SUKABUMIUPDATE.com - Johannes Marliem, penyedia produk automated finger print identification system (AFIS) merek L-1, yang digunakan dalam proyek e-KTP, meninggal pada Jumat (11/8/2017)a. Marliem merupakan salah satu saksi dalam kasus e-KTP.
Marliem diberitakan meninggal di Amerika Serikat, tapi penyebab kematiannya masih belum jelas. Beberapa media asing menyebutkan Marliem tewas bunuh diri, ada pula yang mengatakan Marliem tewas tertembak oleh tim SWAT yang berusaha menyelamatkan keluarganya dari penyanderaan.

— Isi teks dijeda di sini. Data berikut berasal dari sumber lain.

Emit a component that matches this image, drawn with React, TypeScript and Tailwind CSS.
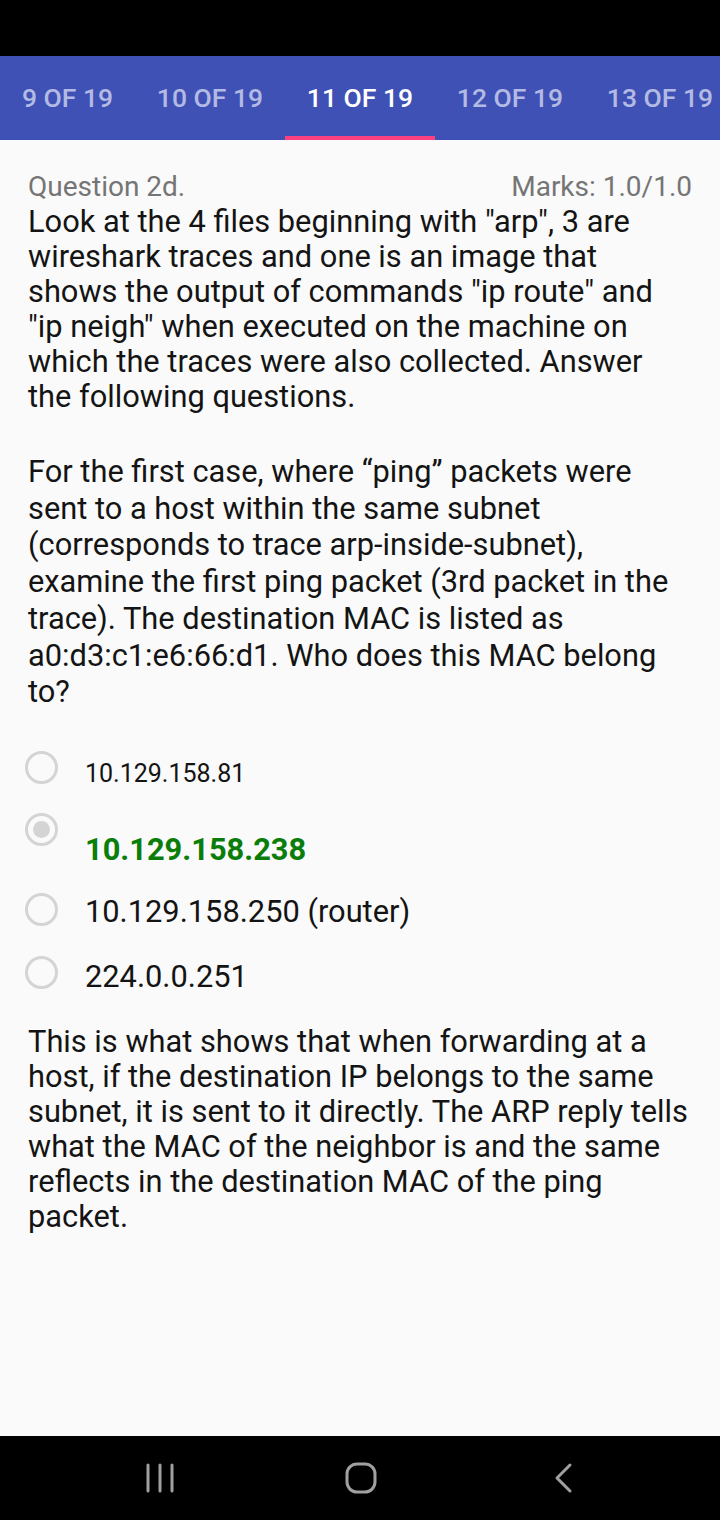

Juru bicara KPK, Febri Diansyah, mengatakan lembaganya sudah menawarkan perlindungan kepada semua saksi kunci kasus korupsi jika ada yang merasa jiwanya terancam. Namun perlindungan itu tidak bisa dipaksakan.
"Perlindungan saksi itu diatur di UU. Kami tidak bisa memaksa saksi tertentu dilindungi tanpa persetujuan mereka," kata Febri melalui pesan singkat, Sabtu (12/8/2017).
Febri mengatakan, posisi Marliem saat ini adalah sebagai warga negara Amerika Serikat yang tinggal di sana sehingga KPK semakin terbatas untuk memberikan perlindungan. "Perlu diingat juga posisi yang bersangkutan di Amerika," ujarnya.
Selain itu, saat ini KPK berhati-hati dalam memberikan perlindungan kepada saksi. Ini terkait dengan salah seorang saksi yang membuka informasi soal rumah aman yang dirahasiakan KPK untuk melindungi para saksi.
"Yang seharusnya jadi pelajaran saat ini adalah jangan sampai upaya perlindungan terhadap saksi dibuka dan dipublikasikan, misalnya safe house yang dibuka sedemikian rupa oleh pansus kemarin seharusnya tidak terjadi,"ujar Febri.
Johannes Marliem disebut-sebut sebagai saksi kunci kasus megakorupsi e-KTP, karena ia mengantongi bukti pembicaraan para perancang proyek e-KTP selama empat tahun. Ia meyakini, rekaman pembicaraan itu dapat menjadi bukti untuk menelisik korupsi yang merugikan negara hingga Rp 2,3 triliun tersebut.